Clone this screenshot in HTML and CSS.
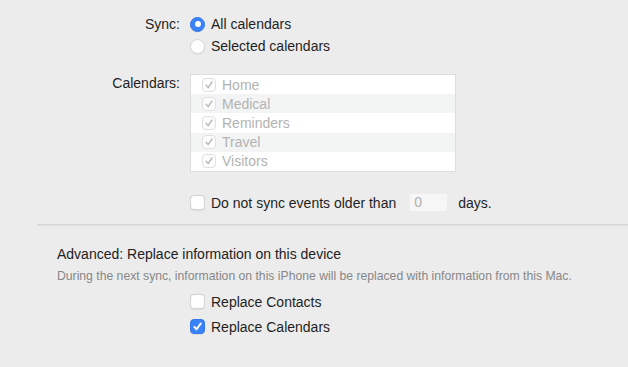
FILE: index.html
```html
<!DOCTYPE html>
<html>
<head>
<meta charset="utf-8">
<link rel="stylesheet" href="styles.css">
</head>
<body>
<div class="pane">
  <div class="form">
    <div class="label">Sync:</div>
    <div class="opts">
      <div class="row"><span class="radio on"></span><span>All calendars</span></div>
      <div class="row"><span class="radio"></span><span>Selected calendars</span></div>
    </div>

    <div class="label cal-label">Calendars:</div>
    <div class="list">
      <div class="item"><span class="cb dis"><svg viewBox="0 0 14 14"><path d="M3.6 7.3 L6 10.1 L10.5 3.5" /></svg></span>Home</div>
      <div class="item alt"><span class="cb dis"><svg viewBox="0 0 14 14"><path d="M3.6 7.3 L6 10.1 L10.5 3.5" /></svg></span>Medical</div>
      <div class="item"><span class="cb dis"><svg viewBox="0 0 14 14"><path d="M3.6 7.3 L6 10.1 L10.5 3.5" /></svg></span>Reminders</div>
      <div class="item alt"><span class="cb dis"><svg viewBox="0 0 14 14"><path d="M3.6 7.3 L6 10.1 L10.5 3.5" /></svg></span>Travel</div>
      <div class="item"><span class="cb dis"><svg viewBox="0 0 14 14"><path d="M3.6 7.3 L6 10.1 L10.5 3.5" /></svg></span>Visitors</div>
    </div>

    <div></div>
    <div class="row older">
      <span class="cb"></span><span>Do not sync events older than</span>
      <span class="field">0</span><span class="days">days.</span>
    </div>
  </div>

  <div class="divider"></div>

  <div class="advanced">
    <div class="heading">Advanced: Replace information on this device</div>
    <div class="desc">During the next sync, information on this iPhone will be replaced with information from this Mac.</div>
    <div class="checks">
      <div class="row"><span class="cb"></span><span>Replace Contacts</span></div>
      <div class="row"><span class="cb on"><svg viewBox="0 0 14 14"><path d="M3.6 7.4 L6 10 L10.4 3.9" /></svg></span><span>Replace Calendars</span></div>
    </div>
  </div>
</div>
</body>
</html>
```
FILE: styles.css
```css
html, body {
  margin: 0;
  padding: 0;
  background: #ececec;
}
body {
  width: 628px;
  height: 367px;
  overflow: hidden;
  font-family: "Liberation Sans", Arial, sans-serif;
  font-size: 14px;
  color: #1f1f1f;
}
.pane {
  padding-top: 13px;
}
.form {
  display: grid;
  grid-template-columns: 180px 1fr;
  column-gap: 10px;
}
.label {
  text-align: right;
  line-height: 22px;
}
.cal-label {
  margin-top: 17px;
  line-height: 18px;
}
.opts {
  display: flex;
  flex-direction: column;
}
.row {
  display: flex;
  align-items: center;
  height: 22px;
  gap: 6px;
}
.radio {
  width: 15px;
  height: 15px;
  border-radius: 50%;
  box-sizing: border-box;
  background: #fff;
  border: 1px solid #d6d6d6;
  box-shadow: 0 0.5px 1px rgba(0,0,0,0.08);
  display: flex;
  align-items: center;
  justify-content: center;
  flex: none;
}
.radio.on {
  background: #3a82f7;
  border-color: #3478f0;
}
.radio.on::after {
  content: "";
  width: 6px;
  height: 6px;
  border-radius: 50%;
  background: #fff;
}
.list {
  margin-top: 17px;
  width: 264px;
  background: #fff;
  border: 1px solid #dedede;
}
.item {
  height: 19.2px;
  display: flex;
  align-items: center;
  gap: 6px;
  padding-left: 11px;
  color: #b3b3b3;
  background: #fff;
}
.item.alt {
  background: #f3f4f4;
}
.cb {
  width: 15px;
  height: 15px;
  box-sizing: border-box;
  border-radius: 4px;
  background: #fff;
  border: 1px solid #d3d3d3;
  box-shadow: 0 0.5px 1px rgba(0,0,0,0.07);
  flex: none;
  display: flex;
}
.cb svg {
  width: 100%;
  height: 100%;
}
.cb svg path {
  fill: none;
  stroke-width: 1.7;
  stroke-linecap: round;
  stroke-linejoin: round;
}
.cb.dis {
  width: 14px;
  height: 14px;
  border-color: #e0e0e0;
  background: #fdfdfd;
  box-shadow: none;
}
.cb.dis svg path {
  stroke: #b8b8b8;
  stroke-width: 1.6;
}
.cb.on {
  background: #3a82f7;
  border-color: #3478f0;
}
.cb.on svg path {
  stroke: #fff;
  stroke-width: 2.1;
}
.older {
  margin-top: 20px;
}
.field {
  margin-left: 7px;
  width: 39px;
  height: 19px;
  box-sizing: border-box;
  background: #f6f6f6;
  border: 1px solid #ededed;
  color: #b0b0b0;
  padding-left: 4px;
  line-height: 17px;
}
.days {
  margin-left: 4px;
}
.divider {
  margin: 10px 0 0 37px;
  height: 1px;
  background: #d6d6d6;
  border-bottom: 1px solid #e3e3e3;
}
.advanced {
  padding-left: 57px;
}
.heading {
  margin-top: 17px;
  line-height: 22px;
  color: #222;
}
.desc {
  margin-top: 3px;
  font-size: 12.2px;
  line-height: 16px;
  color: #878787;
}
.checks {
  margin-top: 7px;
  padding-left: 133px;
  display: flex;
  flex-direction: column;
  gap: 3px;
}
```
• • • • •
Report every line containing the word "this" from the listing above.

Clone this screenshot in HTML and CSS.
    <div class="heading">Advanced: Replace information on this device</div>
    <div class="desc">During the next sync, information on this iPhone will be replaced with information from this Mac.</div>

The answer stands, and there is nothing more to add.